Passing is probably what Castle does best. He is an inconsistent shooter but capable in every area of the game, with bursts of direction-changing energy. He makes a lot of adjustments in the air, showing his athleticism. Sometimes it results in a successful play. Other times he's left without options. He isn't afraid of contact and drew several fouls Saturday.

"From when he got here to where he is now, a lot of growth," Clingan said. "We all call him 'Big Guard.' He's 215 at point guard and he's all muscle. He can get to the rim, he's a great passer, has great eyes. He can play defense, pick up full court. I think he's going to help us out a lot with his physicality and his toughness. We've just got to get him used to the college game and keep getting him confident."

UConn mixed up teams for its scrimmages Saturday. Castle both guarded, and played alongside, fellow guards Spencer, Newton and Hassan Diarra. He committed an early turnover while trying to pass back to the perimeter during a drive, and was called for a charge on the next possession. Castle soon willed his way to an offensive rebound and a put-back in a crowd, and threw a perfect lead pass to Solomon Ball for a breakaway dunk.

Castle is bouncy, graceful. He's just unrefined for now. That's normal. Jordan Hawkins looked that way as a freshman. It clicked for him as a sophomore and he wound up as a lottery pick. If it clicks for Castle earlier, he could put on quite a show as UConn tries to return to the Final Four.

He will get an earful from UConn coaches every single day.
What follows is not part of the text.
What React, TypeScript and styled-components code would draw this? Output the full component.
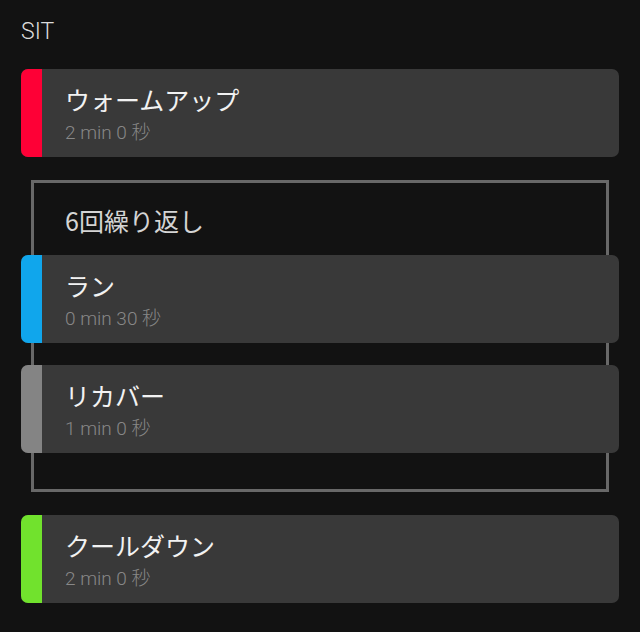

"It starts with his parents at home," Hurley said. "You have no shot unless you have the folks at home and the inner circle. With [father] Stacey and [mother] Quan, they're going to echo anything that we're saying here because they're parents, not necessarily his fan club. The stuff that Steph has got to learn to do is exactly why they sent him to UConn, for us to get it out of him so he can reach his own potential."